• GIVEN INSTRUCTION:
Write out every line of the material exactly as it appears.

• DATA SECTION:
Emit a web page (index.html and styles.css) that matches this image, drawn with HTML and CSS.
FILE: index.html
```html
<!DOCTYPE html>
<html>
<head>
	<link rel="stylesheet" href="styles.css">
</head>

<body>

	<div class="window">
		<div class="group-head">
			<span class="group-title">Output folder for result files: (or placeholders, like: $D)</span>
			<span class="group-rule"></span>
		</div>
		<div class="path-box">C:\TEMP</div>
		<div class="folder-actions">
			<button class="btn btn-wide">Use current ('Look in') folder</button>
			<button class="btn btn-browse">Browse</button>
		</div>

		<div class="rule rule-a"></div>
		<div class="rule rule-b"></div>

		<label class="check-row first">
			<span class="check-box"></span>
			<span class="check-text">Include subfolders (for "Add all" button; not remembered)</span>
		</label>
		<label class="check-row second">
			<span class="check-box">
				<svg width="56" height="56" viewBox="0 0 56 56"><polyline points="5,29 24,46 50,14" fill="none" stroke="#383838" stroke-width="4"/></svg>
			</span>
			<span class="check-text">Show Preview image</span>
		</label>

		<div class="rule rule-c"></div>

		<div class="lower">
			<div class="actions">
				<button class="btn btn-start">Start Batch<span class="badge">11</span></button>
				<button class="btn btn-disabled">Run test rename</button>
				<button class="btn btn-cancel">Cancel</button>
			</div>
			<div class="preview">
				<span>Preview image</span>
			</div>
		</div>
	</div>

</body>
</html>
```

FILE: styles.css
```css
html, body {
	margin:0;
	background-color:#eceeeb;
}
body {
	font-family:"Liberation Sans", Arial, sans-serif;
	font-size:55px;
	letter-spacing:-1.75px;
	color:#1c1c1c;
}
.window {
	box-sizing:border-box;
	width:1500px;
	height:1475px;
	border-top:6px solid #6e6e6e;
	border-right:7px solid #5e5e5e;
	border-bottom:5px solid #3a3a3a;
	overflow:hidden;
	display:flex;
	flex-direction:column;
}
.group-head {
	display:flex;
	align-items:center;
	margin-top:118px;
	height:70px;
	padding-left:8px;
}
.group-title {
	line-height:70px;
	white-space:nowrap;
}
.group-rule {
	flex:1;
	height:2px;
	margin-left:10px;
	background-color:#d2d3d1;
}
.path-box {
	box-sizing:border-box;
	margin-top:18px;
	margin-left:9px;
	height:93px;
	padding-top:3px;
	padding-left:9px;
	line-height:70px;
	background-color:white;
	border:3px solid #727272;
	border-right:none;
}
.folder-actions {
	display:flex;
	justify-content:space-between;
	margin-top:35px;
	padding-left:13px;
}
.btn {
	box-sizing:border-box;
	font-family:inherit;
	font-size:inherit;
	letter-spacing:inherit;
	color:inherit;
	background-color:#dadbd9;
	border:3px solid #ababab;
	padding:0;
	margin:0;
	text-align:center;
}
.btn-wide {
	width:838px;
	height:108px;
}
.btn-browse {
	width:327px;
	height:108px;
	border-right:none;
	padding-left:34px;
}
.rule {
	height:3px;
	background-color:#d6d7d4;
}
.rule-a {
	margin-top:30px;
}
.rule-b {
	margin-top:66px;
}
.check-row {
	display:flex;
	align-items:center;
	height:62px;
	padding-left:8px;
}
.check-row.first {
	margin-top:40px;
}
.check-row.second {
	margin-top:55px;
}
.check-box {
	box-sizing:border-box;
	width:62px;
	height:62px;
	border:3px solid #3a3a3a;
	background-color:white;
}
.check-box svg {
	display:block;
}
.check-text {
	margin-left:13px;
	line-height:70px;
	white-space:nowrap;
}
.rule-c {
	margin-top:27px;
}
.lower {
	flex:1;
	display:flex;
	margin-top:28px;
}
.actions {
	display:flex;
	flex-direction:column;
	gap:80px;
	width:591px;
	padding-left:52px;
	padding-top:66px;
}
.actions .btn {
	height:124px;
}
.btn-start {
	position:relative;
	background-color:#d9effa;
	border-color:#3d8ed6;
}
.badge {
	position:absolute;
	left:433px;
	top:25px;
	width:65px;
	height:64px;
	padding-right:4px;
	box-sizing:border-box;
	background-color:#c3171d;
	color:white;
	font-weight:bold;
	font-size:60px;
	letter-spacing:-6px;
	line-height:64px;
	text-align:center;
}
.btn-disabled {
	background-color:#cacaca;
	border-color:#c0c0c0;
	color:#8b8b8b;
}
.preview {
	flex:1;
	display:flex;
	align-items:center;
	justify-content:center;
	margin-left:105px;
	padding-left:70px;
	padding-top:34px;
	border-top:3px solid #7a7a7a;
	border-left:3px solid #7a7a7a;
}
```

• RESPONSE TO THE EXERCISE:
Emit a web page (index.html and styles.css) that matches this image, drawn with HTML and CSS.
FILE: index.html
```html
<!DOCTYPE html>
<html>
<head>
	<link rel="stylesheet" href="styles.css">
</head>

<body>

	<div class="window">
		<div class="group-head">
			<span class="group-title">Output folder for result files: (or placeholders, like: $D)</span>
			<span class="group-rule"></span>
		</div>
		<div class="path-box">C:\TEMP</div>
		<div class="folder-actions">
			<button class="btn btn-wide">Use current ('Look in') folder</button>
			<button class="btn btn-browse">Browse</button>
		</div>

		<div class="rule rule-a"></div>
		<div class="rule rule-b"></div>

		<label class="check-row first">
			<span class="check-box"></span>
			<span class="check-text">Include subfolders (for "Add all" button; not remembered)</span>
		</label>
		<label class="check-row second">
			<span class="check-box">
				<svg width="56" height="56" viewBox="0 0 56 56"><polyline points="5,29 24,46 50,14" fill="none" stroke="#383838" stroke-width="4"/></svg>
			</span>
			<span class="check-text">Show Preview image</span>
		</label>

		<div class="rule rule-c"></div>

		<div class="lower">
			<div class="actions">
				<button class="btn btn-start">Start Batch<span class="badge">11</span></button>
				<button class="btn btn-disabled">Run test rename</button>
				<button class="btn btn-cancel">Cancel</button>
			</div>
			<div class="preview">
				<span>Preview image</span>
			</div>
		</div>
	</div>

</body>
</html>
```

FILE: styles.css
```css
html, body {
	margin:0;
	background-color:#eceeeb;
}
body {
	font-family:"Liberation Sans", Arial, sans-serif;
	font-size:55px;
	letter-spacing:-1.75px;
	color:#1c1c1c;
}
.window {
	box-sizing:border-box;
	width:1500px;
	height:1475px;
	border-top:6px solid #6e6e6e;
	border-right:7px solid #5e5e5e;
	border-bottom:5px solid #3a3a3a;
	overflow:hidden;
	display:flex;
	flex-direction:column;
}
.group-head {
	display:flex;
	align-items:center;
	margin-top:118px;
	height:70px;
	padding-left:8px;
}
.group-title {
	line-height:70px;
	white-space:nowrap;
}
.group-rule {
	flex:1;
	height:2px;
	margin-left:10px;
	background-color:#d2d3d1;
}
.path-box {
	box-sizing:border-box;
	margin-top:18px;
	margin-left:9px;
	height:93px;
	padding-top:3px;
	padding-left:9px;
	line-height:70px;
	background-color:white;
	border:3px solid #727272;
	border-right:none;
}
.folder-actions {
	display:flex;
	justify-content:space-between;
	margin-top:35px;
	padding-left:13px;
}
.btn {
	box-sizing:border-box;
	font-family:inherit;
	font-size:inherit;
	letter-spacing:inherit;
	color:inherit;
	background-color:#dadbd9;
	border:3px solid #ababab;
	padding:0;
	margin:0;
	text-align:center;
}
.btn-wide {
	width:838px;
	height:108px;
}
.btn-browse {
	width:327px;
	height:108px;
	border-right:none;
	padding-left:34px;
}
.rule {
	height:3px;
	background-color:#d6d7d4;
}
.rule-a {
	margin-top:30px;
}
.rule-b {
	margin-top:66px;
}
.check-row {
	display:flex;
	align-items:center;
	height:62px;
	padding-left:8px;
}
.check-row.first {
	margin-top:40px;
}
.check-row.second {
	margin-top:55px;
}
.check-box {
	box-sizing:border-box;
	width:62px;
	height:62px;
	border:3px solid #3a3a3a;
	background-color:white;
}
.check-box svg {
	display:block;
}
.check-text {
	margin-left:13px;
	line-height:70px;
	white-space:nowrap;
}
.rule-c {
	margin-top:27px;
}
.lower {
	flex:1;
	display:flex;
	margin-top:28px;
}
.actions {
	display:flex;
	flex-direction:column;
	gap:80px;
	width:591px;
	padding-left:52px;
	padding-top:66px;
}
.actions .btn {
	height:124px;
}
.btn-start {
	position:relative;
	background-color:#d9effa;
	border-color:#3d8ed6;
}
.badge {
	position:absolute;
	left:433px;
	top:25px;
	width:65px;
	height:64px;
	padding-right:4px;
	box-sizing:border-box;
	background-color:#c3171d;
	color:white;
	font-weight:bold;
	font-size:60px;
	letter-spacing:-6px;
	line-height:64px;
	text-align:center;
}
.btn-disabled {
	background-color:#cacaca;
	border-color:#c0c0c0;
	color:#8b8b8b;
}
.preview {
	flex:1;
	display:flex;
	align-items:center;
	justify-content:center;
	margin-left:105px;
	padding-left:70px;
	padding-top:34px;
	border-top:3px solid #7a7a7a;
	border-left:3px solid #7a7a7a;
}
```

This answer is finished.